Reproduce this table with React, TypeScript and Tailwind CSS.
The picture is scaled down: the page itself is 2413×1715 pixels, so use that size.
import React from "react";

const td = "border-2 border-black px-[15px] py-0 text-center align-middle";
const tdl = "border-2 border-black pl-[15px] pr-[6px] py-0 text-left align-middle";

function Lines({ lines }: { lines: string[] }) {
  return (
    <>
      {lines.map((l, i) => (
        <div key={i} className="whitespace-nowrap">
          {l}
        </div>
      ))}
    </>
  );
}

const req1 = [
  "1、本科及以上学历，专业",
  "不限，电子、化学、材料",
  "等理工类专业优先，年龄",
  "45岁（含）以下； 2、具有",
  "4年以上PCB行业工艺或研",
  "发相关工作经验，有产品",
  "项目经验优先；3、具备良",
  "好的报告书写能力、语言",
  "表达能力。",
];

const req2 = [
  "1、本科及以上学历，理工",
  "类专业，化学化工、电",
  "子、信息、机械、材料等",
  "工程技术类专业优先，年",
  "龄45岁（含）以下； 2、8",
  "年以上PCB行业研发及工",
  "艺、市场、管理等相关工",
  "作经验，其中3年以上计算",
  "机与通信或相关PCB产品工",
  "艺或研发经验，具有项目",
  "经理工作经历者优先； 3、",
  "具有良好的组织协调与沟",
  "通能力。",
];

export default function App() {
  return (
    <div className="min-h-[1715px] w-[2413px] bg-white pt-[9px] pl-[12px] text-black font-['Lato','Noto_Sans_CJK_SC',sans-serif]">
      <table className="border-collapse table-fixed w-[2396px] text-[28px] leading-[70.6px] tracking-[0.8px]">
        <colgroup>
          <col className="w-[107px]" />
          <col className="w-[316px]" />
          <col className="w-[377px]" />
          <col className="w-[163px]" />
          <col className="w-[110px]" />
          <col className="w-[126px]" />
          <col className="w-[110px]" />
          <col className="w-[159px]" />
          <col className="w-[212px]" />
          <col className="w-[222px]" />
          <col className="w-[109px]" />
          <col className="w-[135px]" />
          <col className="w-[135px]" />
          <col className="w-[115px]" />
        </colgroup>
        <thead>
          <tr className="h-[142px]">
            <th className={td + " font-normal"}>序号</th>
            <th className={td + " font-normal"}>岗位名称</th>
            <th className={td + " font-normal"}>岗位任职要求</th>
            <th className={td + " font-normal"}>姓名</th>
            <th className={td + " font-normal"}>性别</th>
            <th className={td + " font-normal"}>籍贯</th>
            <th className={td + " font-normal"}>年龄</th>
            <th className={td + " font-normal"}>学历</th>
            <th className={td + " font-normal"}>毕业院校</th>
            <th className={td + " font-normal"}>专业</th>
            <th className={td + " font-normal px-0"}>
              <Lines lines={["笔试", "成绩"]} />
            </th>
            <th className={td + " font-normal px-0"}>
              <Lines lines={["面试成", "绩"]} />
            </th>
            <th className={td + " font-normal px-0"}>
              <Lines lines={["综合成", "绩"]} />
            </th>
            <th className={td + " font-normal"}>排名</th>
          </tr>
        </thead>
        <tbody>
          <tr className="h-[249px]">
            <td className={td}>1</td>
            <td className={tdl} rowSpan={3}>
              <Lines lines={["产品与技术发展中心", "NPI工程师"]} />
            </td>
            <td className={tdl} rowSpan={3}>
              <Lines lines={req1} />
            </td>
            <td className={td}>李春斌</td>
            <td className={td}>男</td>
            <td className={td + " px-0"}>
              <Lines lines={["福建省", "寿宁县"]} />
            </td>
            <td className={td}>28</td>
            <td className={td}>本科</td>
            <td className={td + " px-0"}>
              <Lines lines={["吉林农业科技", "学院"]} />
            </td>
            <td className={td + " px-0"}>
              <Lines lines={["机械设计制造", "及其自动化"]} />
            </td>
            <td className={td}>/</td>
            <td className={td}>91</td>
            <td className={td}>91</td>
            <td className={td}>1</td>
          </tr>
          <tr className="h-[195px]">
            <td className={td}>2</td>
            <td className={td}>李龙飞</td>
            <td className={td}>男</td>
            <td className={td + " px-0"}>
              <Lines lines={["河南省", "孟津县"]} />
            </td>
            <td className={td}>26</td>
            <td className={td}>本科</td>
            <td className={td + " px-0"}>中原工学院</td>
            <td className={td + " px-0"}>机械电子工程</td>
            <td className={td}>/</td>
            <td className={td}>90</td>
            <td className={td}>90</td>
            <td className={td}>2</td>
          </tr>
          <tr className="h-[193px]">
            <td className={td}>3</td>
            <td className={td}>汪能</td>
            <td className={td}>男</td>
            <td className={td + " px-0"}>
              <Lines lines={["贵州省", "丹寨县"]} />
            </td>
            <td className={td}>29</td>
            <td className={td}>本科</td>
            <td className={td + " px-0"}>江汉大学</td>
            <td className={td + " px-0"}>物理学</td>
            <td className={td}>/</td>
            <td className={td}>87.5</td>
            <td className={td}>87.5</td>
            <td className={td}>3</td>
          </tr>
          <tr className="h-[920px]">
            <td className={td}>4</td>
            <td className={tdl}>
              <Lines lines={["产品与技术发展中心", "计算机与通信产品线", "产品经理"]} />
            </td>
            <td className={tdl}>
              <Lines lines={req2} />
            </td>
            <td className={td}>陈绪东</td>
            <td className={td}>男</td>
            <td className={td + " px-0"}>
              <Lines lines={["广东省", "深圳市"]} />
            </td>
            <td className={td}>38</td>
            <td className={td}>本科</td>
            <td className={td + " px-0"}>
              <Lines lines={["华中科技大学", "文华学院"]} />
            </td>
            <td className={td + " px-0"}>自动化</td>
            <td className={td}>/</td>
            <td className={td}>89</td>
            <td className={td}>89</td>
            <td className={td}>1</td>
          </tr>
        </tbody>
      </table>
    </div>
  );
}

**Work instructions**
Print the listing above in its entirety, with every line exact.

**In response**
Reproduce this table with React, TypeScript and Tailwind CSS.
The picture is scaled down: the page itself is 2413×1715 pixels, so use that size.
import React from "react";

const td = "border-2 border-black px-[15px] py-0 text-center align-middle";
const tdl = "border-2 border-black pl-[15px] pr-[6px] py-0 text-left align-middle";

function Lines({ lines }: { lines: string[] }) {
  return (
    <>
      {lines.map((l, i) => (
        <div key={i} className="whitespace-nowrap">
          {l}
        </div>
      ))}
    </>
  );
}

const req1 = [
  "1、本科及以上学历，专业",
  "不限，电子、化学、材料",
  "等理工类专业优先，年龄",
  "45岁（含）以下； 2、具有",
  "4年以上PCB行业工艺或研",
  "发相关工作经验，有产品",
  "项目经验优先；3、具备良",
  "好的报告书写能力、语言",
  "表达能力。",
];

const req2 = [
  "1、本科及以上学历，理工",
  "类专业，化学化工、电",
  "子、信息、机械、材料等",
  "工程技术类专业优先，年",
  "龄45岁（含）以下； 2、8",
  "年以上PCB行业研发及工",
  "艺、市场、管理等相关工",
  "作经验，其中3年以上计算",
  "机与通信或相关PCB产品工",
  "艺或研发经验，具有项目",
  "经理工作经历者优先； 3、",
  "具有良好的组织协调与沟",
  "通能力。",
];

export default function App() {
  return (
    <div className="min-h-[1715px] w-[2413px] bg-white pt-[9px] pl-[12px] text-black font-['Lato','Noto_Sans_CJK_SC',sans-serif]">
      <table className="border-collapse table-fixed w-[2396px] text-[28px] leading-[70.6px] tracking-[0.8px]">
        <colgroup>
          <col className="w-[107px]" />
          <col className="w-[316px]" />
          <col className="w-[377px]" />
          <col className="w-[163px]" />
          <col className="w-[110px]" />
          <col className="w-[126px]" />
          <col className="w-[110px]" />
          <col className="w-[159px]" />
          <col className="w-[212px]" />
          <col className="w-[222px]" />
          <col className="w-[109px]" />
          <col className="w-[135px]" />
          <col className="w-[135px]" />
          <col className="w-[115px]" />
        </colgroup>
        <thead>
          <tr className="h-[142px]">
            <th className={td + " font-normal"}>序号</th>
            <th className={td + " font-normal"}>岗位名称</th>
            <th className={td + " font-normal"}>岗位任职要求</th>
            <th className={td + " font-normal"}>姓名</th>
            <th className={td + " font-normal"}>性别</th>
            <th className={td + " font-normal"}>籍贯</th>
            <th className={td + " font-normal"}>年龄</th>
            <th className={td + " font-normal"}>学历</th>
            <th className={td + " font-normal"}>毕业院校</th>
            <th className={td + " font-normal"}>专业</th>
            <th className={td + " font-normal px-0"}>
              <Lines lines={["笔试", "成绩"]} />
            </th>
            <th className={td + " font-normal px-0"}>
              <Lines lines={["面试成", "绩"]} />
            </th>
            <th className={td + " font-normal px-0"}>
              <Lines lines={["综合成", "绩"]} />
            </th>
            <th className={td + " font-normal"}>排名</th>
          </tr>
        </thead>
        <tbody>
          <tr className="h-[249px]">
            <td className={td}>1</td>
            <td className={tdl} rowSpan={3}>
              <Lines lines={["产品与技术发展中心", "NPI工程师"]} />
            </td>
            <td className={tdl} rowSpan={3}>
              <Lines lines={req1} />
            </td>
            <td className={td}>李春斌</td>
            <td className={td}>男</td>
            <td className={td + " px-0"}>
              <Lines lines={["福建省", "寿宁县"]} />
            </td>
            <td className={td}>28</td>
            <td className={td}>本科</td>
            <td className={td + " px-0"}>
              <Lines lines={["吉林农业科技", "学院"]} />
            </td>
            <td className={td + " px-0"}>
              <Lines lines={["机械设计制造", "及其自动化"]} />
            </td>
            <td className={td}>/</td>
            <td className={td}>91</td>
            <td className={td}>91</td>
            <td className={td}>1</td>
          </tr>
          <tr className="h-[195px]">
            <td className={td}>2</td>
            <td className={td}>李龙飞</td>
            <td className={td}>男</td>
            <td className={td + " px-0"}>
              <Lines lines={["河南省", "孟津县"]} />
            </td>
            <td className={td}>26</td>
            <td className={td}>本科</td>
            <td className={td + " px-0"}>中原工学院</td>
            <td className={td + " px-0"}>机械电子工程</td>
            <td className={td}>/</td>
            <td className={td}>90</td>
            <td className={td}>90</td>
            <td className={td}>2</td>
          </tr>
          <tr className="h-[193px]">
            <td className={td}>3</td>
            <td className={td}>汪能</td>
            <td className={td}>男</td>
            <td className={td + " px-0"}>
              <Lines lines={["贵州省", "丹寨县"]} />
            </td>
            <td className={td}>29</td>
            <td className={td}>本科</td>
            <td className={td + " px-0"}>江汉大学</td>
            <td className={td + " px-0"}>物理学</td>
            <td className={td}>/</td>
            <td className={td}>87.5</td>
            <td className={td}>87.5</td>
            <td className={td}>3</td>
          </tr>
          <tr className="h-[920px]">
            <td className={td}>4</td>
            <td className={tdl}>
              <Lines lines={["产品与技术发展中心", "计算机与通信产品线", "产品经理"]} />
            </td>
            <td className={tdl}>
              <Lines lines={req2} />
            </td>
            <td className={td}>陈绪东</td>
            <td className={td}>男</td>
            <td className={td + " px-0"}>
              <Lines lines={["广东省", "深圳市"]} />
            </td>
            <td className={td}>38</td>
            <td className={td}>本科</td>
            <td className={td + " px-0"}>
              <Lines lines={["华中科技大学", "文华学院"]} />
            </td>
            <td className={td + " px-0"}>自动化</td>
            <td className={td}>/</td>
            <td className={td}>89</td>
            <td className={td}>89</td>
            <td className={td}>1</td>
          </tr>
        </tbody>
      </table>
    </div>
  );
}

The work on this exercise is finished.